## WORK TO DO
Look through the data below. Show each line where the string "this" occurs.

## ENTRIES PROVIDED
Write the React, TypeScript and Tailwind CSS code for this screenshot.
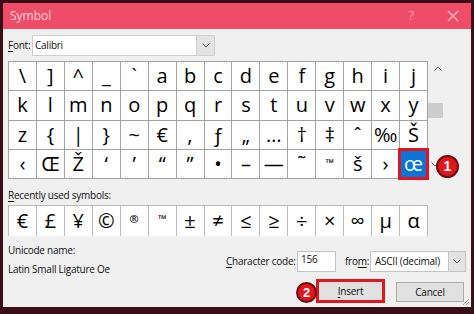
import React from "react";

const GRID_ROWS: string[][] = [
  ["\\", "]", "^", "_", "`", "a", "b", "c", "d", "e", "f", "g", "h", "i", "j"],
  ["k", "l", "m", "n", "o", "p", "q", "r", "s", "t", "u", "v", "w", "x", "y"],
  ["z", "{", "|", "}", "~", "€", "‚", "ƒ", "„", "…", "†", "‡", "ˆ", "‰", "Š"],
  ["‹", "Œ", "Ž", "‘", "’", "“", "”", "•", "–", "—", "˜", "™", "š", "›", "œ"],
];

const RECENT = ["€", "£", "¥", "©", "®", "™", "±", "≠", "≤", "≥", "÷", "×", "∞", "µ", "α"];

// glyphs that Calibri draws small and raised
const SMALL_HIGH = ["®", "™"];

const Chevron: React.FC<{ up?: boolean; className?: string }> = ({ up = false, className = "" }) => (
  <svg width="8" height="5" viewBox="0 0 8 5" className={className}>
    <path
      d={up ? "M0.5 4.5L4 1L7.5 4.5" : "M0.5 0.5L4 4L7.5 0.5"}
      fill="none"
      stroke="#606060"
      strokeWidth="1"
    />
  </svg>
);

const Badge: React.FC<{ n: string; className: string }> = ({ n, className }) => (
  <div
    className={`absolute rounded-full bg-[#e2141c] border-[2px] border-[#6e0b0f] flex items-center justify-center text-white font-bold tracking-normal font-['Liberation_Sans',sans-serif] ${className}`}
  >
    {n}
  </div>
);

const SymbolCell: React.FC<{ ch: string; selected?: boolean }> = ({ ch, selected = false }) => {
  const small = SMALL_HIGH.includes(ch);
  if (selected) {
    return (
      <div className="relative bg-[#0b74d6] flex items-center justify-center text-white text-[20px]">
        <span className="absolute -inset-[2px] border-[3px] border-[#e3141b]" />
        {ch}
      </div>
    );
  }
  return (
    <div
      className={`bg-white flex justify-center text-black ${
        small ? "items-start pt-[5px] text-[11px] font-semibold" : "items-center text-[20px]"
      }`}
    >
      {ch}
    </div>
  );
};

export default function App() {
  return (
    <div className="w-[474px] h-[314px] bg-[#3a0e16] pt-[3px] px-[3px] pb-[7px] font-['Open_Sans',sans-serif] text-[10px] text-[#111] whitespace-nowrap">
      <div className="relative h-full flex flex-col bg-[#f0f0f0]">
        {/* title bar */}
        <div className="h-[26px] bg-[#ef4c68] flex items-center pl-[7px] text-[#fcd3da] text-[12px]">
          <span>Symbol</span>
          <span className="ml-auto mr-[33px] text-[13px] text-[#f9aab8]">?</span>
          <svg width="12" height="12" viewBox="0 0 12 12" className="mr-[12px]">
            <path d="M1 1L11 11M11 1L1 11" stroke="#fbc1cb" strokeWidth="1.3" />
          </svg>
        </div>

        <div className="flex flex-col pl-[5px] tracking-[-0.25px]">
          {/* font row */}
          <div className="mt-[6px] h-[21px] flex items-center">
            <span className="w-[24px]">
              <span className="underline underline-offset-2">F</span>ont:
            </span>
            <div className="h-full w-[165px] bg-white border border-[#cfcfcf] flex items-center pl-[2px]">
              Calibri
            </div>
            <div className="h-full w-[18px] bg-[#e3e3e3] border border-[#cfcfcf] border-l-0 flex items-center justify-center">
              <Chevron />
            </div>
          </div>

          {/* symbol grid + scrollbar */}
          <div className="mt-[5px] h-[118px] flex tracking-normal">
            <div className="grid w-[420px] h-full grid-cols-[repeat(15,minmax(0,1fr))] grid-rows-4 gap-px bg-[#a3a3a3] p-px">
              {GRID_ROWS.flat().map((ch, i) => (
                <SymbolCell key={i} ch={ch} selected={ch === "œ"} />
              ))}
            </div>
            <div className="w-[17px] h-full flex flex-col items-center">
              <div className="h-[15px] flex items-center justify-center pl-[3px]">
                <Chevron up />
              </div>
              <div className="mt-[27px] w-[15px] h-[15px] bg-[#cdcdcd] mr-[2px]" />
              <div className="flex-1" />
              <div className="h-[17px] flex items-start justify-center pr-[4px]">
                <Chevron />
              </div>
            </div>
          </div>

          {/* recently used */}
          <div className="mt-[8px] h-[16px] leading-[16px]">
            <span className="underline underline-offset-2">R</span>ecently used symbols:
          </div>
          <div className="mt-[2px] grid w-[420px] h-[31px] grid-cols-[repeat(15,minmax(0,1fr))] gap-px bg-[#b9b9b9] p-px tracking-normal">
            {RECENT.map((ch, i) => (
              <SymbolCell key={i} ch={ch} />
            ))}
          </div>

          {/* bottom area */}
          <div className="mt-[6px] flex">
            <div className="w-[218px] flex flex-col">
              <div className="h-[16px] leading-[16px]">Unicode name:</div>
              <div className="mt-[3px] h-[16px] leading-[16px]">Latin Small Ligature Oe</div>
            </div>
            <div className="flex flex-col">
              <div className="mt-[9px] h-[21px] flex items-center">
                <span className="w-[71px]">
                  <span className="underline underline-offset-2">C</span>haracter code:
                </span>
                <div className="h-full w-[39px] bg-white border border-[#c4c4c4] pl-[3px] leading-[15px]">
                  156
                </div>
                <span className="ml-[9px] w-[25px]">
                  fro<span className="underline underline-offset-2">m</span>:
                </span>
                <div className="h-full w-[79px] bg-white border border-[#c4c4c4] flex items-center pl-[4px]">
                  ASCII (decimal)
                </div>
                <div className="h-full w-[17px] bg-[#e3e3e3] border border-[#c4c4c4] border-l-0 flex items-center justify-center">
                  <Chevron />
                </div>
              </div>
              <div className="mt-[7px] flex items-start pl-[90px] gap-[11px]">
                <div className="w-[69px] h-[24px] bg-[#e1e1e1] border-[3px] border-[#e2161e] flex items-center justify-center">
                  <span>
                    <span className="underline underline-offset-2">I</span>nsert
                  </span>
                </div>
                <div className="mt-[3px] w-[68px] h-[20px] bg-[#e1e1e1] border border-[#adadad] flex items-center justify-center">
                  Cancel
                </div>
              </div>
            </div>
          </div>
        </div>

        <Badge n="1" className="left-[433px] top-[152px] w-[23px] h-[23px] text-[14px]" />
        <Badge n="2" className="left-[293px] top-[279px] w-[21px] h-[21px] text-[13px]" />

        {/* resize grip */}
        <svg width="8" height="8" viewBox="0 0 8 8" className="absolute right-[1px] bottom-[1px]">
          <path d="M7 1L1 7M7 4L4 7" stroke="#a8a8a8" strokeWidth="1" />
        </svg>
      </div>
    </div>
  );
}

--

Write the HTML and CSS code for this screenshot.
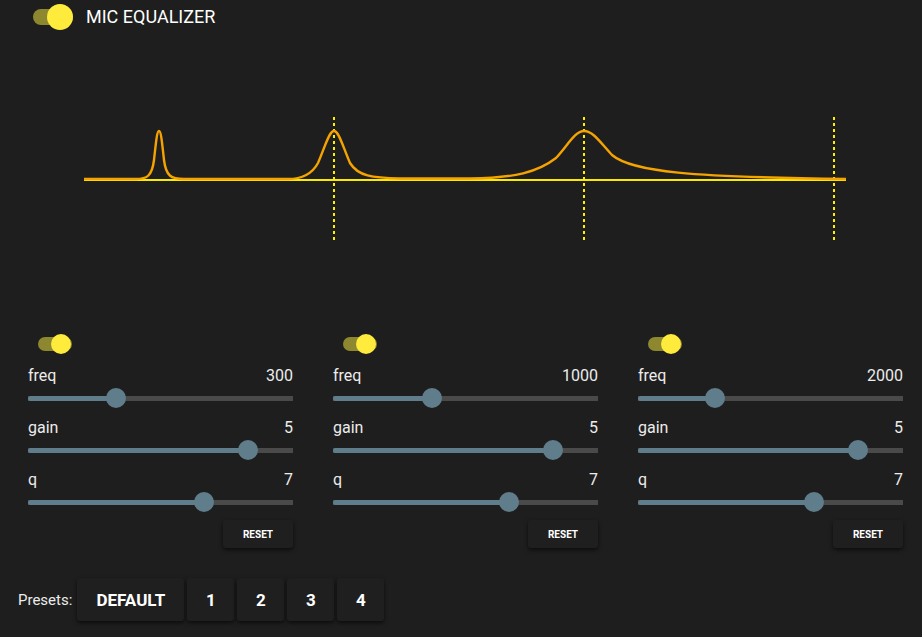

==

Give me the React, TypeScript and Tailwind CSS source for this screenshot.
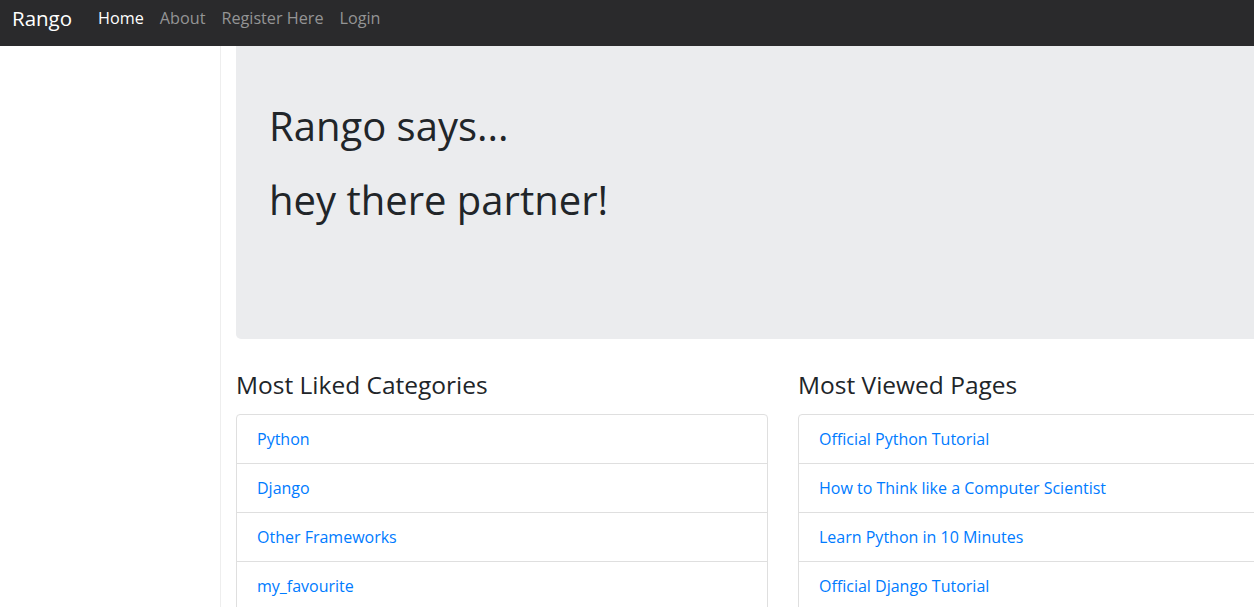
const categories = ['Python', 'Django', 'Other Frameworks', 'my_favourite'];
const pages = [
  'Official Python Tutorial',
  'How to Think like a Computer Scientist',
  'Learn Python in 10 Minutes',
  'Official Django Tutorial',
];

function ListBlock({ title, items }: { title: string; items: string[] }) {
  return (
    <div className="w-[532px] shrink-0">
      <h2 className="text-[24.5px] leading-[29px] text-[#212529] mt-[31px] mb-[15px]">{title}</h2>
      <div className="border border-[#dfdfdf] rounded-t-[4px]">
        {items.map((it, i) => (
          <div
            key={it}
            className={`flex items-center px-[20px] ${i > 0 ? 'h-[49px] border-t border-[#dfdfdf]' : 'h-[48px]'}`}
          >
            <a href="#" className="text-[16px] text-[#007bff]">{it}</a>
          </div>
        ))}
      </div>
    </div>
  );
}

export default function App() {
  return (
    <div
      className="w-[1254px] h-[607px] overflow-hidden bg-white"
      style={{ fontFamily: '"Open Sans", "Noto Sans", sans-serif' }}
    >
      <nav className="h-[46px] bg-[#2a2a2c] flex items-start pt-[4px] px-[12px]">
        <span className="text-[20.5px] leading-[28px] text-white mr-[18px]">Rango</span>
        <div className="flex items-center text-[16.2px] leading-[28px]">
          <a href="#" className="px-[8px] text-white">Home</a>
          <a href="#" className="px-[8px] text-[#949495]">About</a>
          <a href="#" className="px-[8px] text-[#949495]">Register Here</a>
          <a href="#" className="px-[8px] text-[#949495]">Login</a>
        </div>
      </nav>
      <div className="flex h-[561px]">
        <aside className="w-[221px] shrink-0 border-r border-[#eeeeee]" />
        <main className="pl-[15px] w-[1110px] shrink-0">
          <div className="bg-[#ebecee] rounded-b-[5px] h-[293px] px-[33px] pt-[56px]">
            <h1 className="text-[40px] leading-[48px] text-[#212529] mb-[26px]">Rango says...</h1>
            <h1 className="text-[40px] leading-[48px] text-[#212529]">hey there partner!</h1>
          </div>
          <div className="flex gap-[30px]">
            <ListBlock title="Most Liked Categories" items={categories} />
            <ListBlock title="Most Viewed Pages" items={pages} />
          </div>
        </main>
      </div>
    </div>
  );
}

## TASK RESPONSE
Write the React, TypeScript and Tailwind CSS code for this screenshot.
Write the HTML and CSS code for this screenshot.
Give me the React, TypeScript and Tailwind CSS source for this screenshot.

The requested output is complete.